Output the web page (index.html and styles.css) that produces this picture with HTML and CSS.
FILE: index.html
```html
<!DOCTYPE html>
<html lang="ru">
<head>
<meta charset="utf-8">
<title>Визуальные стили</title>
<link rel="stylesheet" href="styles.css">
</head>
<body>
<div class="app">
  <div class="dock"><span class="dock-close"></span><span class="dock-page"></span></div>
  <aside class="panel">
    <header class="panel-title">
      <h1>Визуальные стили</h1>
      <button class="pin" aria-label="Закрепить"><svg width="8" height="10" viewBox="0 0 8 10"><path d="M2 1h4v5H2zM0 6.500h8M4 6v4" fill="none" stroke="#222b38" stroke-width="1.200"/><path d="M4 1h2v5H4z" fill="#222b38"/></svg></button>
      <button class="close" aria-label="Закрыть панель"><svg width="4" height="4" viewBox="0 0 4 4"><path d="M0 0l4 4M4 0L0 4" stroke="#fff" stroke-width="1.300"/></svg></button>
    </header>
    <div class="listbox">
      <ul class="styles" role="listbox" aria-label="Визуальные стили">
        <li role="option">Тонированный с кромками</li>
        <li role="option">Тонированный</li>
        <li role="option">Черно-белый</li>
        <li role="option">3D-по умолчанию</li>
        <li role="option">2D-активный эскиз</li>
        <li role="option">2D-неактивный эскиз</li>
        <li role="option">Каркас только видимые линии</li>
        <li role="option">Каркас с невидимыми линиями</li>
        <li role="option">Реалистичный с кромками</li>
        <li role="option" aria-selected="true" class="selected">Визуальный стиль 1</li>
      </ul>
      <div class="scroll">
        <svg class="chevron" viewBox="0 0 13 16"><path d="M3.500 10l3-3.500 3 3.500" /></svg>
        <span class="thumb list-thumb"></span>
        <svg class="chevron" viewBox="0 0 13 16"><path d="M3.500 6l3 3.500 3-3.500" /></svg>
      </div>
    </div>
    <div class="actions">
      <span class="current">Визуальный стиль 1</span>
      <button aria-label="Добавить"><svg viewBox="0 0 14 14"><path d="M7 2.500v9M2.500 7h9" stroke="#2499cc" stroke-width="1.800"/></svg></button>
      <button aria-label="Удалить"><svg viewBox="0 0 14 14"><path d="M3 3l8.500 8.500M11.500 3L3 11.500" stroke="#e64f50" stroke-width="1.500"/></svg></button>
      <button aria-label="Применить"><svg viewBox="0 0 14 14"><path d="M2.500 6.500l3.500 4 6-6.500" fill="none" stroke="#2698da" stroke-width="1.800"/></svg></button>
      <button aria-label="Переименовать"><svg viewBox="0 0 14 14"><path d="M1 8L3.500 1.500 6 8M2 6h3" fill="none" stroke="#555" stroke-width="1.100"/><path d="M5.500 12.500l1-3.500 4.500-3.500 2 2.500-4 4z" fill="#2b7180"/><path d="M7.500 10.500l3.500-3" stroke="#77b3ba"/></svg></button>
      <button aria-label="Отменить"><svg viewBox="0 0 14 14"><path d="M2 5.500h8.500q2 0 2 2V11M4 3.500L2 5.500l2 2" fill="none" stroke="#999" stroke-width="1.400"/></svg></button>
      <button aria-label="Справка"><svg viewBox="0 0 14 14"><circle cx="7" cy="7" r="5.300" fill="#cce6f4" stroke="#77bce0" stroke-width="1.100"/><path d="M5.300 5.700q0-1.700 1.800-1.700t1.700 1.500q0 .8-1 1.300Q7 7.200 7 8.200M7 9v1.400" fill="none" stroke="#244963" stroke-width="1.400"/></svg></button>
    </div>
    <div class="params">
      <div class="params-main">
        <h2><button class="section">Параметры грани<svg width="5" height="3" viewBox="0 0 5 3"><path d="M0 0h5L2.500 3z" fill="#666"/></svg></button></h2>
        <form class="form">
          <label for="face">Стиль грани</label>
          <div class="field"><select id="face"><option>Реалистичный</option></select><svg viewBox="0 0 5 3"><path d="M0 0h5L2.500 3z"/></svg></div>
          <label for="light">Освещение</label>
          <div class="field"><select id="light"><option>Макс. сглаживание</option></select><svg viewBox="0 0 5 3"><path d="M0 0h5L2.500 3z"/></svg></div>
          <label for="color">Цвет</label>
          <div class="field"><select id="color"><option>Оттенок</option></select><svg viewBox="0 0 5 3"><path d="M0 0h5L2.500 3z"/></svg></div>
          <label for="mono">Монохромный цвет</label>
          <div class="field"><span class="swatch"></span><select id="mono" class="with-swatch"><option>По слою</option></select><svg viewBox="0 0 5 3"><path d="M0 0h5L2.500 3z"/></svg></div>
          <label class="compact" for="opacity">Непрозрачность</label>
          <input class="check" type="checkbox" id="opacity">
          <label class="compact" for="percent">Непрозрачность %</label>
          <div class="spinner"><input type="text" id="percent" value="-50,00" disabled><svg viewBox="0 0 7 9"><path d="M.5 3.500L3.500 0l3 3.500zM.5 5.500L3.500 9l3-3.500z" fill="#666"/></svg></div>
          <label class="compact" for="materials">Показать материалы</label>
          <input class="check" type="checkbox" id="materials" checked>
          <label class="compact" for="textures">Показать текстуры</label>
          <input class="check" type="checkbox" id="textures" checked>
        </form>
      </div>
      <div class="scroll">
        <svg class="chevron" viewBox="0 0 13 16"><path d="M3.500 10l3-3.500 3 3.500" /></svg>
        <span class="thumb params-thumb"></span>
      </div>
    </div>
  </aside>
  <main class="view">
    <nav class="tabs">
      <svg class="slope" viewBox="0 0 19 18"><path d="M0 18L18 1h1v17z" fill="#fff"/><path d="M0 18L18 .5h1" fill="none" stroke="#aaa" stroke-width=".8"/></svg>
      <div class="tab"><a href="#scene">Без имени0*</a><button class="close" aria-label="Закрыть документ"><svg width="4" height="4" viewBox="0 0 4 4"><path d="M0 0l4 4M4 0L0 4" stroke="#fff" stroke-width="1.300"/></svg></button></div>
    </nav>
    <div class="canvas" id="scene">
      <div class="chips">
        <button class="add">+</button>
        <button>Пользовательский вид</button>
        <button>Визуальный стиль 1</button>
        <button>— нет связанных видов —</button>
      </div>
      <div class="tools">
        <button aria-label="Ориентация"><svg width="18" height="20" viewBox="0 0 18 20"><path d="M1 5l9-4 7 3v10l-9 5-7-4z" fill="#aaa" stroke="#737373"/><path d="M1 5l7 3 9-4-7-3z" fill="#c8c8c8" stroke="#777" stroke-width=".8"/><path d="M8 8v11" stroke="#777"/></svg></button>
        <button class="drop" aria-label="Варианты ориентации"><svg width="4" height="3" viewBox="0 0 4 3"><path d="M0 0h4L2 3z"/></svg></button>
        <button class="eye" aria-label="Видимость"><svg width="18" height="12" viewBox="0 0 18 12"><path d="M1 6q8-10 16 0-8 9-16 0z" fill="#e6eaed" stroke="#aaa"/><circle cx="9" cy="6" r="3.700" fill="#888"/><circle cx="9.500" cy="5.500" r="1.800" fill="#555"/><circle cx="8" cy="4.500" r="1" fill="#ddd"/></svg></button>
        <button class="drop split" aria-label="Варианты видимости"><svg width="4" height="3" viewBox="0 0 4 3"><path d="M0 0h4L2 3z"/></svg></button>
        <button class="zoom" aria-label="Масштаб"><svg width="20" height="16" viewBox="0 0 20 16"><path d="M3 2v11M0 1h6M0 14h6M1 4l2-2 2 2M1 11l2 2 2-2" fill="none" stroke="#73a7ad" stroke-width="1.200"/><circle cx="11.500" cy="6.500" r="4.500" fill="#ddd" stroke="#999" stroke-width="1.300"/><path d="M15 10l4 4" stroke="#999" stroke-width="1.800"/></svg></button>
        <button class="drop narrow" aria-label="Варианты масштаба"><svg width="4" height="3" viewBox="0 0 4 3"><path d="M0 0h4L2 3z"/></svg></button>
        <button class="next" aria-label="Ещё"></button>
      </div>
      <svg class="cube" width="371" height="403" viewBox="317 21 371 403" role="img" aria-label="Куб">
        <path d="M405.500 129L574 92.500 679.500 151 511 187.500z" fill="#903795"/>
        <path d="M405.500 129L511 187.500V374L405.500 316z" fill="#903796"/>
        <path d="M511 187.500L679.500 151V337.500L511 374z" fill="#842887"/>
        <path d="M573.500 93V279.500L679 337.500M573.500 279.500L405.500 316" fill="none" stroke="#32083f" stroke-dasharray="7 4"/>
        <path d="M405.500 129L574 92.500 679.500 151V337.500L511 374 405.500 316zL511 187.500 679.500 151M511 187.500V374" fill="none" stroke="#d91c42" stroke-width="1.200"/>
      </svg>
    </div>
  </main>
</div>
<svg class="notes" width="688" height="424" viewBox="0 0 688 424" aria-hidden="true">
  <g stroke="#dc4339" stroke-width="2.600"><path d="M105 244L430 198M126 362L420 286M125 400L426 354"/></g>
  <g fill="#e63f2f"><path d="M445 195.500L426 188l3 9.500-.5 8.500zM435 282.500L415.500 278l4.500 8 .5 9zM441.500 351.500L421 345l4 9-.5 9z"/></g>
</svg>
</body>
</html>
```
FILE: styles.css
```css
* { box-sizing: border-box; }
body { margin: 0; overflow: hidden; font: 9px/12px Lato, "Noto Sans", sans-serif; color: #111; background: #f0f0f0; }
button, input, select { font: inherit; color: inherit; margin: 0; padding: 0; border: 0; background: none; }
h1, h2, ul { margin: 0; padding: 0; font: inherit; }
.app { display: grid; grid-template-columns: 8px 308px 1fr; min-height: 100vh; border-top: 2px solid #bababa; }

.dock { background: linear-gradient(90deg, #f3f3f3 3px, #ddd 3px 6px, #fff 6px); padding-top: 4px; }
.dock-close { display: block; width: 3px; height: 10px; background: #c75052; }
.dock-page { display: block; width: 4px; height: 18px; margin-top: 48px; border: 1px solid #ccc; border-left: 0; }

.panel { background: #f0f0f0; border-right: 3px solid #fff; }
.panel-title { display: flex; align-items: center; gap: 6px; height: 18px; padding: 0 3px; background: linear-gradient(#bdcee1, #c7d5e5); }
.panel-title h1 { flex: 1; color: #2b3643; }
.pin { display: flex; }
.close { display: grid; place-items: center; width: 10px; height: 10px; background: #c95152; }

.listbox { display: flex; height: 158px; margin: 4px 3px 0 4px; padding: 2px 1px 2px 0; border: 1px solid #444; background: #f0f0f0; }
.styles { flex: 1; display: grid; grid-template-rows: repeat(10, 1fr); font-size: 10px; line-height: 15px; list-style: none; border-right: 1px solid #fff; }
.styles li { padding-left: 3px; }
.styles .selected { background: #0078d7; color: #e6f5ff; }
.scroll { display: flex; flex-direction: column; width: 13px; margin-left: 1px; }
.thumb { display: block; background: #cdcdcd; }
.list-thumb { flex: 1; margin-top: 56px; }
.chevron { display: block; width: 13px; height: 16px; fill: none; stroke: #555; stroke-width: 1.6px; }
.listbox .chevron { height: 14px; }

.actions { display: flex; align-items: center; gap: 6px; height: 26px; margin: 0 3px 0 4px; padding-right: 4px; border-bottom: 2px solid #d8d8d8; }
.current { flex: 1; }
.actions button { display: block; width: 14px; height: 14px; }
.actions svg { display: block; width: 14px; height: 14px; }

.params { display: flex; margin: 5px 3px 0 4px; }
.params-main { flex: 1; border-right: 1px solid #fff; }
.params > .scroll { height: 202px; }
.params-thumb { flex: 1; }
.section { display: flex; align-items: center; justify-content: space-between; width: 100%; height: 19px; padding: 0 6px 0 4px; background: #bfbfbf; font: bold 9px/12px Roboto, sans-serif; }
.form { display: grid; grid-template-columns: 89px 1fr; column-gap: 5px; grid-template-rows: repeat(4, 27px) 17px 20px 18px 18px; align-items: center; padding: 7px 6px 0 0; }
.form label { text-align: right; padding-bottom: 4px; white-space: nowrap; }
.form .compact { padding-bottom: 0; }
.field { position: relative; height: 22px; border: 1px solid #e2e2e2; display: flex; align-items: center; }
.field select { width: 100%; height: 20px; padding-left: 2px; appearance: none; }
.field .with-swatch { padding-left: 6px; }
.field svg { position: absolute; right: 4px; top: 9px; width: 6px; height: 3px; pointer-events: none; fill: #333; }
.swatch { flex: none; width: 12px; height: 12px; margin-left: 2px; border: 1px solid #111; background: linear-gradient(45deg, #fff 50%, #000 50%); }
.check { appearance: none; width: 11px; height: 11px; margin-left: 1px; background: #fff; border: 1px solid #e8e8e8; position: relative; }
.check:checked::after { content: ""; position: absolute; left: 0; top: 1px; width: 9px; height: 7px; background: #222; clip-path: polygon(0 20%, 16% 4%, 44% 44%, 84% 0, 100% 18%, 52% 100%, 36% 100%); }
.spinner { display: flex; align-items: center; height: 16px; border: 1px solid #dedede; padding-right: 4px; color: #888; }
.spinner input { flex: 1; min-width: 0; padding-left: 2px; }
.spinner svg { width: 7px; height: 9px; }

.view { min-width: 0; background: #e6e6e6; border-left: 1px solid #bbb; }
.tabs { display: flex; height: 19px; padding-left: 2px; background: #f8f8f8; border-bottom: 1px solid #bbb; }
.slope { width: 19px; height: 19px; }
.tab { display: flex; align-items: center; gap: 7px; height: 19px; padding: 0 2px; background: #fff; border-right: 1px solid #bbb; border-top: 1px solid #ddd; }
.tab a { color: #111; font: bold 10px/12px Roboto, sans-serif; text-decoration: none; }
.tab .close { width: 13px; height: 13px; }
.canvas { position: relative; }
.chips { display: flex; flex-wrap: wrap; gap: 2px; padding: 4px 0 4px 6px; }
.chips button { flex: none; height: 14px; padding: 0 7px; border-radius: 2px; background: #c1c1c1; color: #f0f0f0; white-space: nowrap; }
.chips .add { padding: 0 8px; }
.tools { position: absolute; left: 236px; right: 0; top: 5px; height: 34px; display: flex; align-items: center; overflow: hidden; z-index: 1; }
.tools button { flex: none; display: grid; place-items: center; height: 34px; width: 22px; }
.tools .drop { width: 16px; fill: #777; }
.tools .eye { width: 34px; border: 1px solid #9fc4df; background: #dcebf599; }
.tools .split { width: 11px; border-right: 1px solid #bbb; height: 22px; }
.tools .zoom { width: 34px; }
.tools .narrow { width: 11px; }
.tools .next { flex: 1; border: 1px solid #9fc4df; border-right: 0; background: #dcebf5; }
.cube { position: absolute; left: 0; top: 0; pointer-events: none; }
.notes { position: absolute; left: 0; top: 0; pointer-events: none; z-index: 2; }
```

#####

__Goal__
Find all lines where the word "page" appears. Copy them.

__Worked solution__
Output the web page (index.html and styles.css) that produces this picture with HTML and CSS.
  <div class="dock"><span class="dock-close"></span><span class="dock-page"></span></div>
.dock-page { display: block; width: 4px; height: 18px; margin-top: 48px; border: 1px solid #ccc; border-left: 0; }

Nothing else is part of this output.